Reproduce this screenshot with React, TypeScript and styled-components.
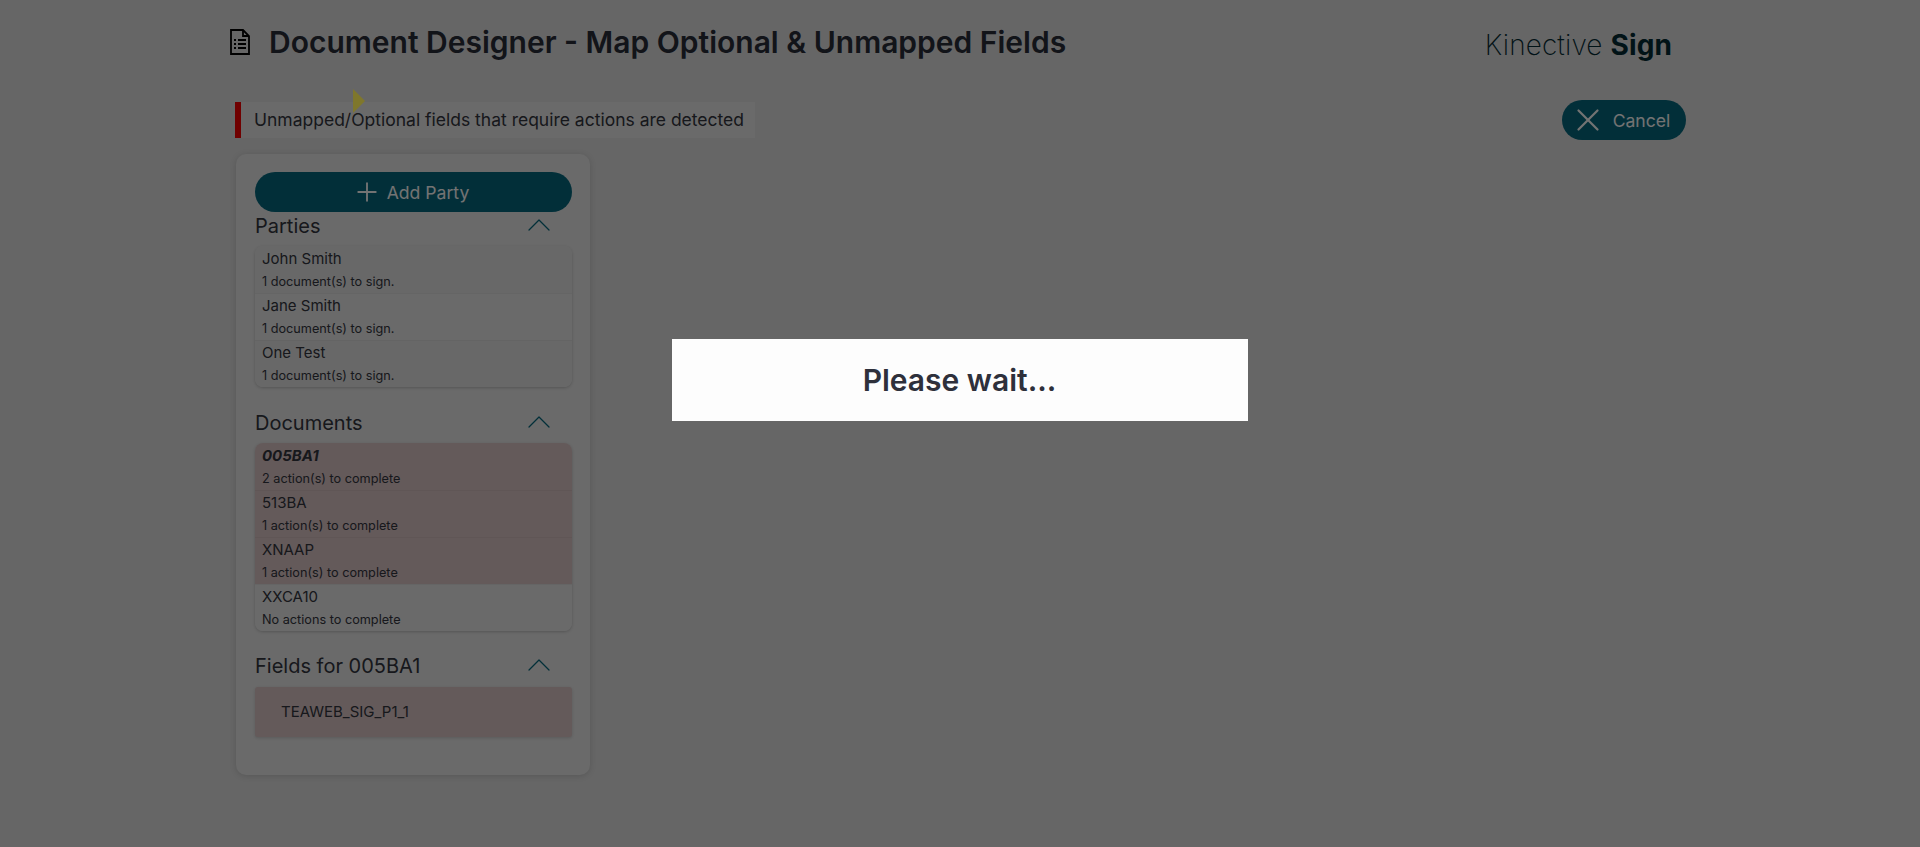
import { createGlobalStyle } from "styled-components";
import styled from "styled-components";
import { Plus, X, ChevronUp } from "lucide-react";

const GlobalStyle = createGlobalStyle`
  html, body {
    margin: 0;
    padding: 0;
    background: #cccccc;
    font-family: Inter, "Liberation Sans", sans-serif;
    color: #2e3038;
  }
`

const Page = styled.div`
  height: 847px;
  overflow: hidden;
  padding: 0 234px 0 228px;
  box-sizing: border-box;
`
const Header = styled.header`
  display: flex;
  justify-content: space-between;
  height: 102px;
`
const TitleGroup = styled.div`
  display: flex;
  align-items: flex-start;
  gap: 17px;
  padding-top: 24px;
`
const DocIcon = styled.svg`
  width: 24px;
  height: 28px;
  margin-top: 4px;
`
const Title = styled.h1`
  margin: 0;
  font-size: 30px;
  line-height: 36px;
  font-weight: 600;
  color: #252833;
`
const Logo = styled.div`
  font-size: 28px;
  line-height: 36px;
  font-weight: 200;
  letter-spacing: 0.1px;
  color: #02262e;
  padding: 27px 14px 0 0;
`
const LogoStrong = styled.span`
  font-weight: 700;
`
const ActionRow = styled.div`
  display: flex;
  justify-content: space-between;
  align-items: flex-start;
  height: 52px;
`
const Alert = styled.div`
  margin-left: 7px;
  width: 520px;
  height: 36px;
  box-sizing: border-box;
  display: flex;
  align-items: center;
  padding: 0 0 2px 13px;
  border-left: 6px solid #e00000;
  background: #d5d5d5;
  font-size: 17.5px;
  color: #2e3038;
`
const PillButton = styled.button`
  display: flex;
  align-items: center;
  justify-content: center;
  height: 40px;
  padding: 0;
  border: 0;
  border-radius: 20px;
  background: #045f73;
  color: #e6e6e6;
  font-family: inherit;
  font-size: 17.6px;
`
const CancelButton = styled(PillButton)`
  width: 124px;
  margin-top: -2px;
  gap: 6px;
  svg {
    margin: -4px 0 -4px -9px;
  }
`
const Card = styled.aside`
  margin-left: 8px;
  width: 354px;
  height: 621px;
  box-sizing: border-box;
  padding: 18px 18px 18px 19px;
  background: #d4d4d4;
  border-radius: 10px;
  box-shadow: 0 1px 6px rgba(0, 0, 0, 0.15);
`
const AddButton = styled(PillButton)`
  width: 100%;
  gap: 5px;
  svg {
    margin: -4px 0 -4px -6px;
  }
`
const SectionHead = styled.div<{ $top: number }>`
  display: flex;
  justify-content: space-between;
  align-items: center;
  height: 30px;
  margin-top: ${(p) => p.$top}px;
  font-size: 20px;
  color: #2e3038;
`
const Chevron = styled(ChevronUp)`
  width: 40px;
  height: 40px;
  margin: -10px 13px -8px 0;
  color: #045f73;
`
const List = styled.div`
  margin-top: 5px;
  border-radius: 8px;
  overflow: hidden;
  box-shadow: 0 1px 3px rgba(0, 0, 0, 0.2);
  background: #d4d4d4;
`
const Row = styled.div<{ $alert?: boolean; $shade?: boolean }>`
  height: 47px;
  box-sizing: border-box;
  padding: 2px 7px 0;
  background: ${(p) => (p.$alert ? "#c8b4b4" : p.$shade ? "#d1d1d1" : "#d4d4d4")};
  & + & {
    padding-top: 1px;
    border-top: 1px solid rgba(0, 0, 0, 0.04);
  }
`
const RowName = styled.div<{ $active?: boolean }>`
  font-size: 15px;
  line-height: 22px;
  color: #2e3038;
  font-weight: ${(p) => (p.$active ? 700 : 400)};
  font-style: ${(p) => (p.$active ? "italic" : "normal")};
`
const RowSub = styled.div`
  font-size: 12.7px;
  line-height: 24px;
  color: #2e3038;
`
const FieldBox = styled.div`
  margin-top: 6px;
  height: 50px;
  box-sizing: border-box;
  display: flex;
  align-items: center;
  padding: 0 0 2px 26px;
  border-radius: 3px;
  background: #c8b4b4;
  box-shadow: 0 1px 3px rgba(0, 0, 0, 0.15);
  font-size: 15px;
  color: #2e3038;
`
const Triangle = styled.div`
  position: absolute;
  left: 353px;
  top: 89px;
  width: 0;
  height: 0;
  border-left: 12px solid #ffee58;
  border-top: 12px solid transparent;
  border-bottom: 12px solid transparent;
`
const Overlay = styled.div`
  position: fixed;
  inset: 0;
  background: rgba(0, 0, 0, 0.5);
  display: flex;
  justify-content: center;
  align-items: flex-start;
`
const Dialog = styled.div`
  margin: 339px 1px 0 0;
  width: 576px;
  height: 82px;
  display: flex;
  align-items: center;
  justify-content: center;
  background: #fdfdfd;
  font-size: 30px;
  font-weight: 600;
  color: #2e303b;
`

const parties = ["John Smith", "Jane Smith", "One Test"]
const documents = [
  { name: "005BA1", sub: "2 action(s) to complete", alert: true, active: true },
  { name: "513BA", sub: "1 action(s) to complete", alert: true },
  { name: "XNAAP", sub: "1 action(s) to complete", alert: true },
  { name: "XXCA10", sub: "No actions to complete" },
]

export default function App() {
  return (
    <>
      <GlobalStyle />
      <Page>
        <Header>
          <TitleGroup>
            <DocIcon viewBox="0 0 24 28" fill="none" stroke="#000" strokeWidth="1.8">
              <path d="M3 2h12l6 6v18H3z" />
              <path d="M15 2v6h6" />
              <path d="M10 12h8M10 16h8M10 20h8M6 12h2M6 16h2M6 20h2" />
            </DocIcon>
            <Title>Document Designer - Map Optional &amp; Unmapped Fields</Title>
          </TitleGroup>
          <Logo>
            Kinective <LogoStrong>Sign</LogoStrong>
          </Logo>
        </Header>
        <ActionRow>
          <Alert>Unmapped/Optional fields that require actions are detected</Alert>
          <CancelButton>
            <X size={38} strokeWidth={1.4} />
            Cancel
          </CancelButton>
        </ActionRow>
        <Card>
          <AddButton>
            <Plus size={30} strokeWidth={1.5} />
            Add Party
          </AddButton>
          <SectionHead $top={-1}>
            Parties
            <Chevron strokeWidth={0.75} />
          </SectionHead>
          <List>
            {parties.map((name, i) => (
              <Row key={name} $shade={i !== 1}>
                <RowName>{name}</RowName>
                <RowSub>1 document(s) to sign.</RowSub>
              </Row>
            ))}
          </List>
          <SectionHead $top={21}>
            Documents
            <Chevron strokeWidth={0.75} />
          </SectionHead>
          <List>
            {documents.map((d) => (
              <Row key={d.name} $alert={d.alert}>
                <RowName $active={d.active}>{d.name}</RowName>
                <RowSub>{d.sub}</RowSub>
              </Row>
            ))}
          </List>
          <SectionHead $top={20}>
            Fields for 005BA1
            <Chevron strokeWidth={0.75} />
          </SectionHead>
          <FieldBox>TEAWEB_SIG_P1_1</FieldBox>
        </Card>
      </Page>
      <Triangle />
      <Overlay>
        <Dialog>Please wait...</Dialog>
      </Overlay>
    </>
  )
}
========
Exercise task:
Restate the material word for word from its first line through the line containing "Plus, X, ChevronUp", both included; the pictures do not belong in it.

Result of this task:
Reproduce this screenshot with React, TypeScript and styled-components.
import { createGlobalStyle } from "styled-components";
import styled from "styled-components";
import { Plus, X, ChevronUp } from "lucide-react";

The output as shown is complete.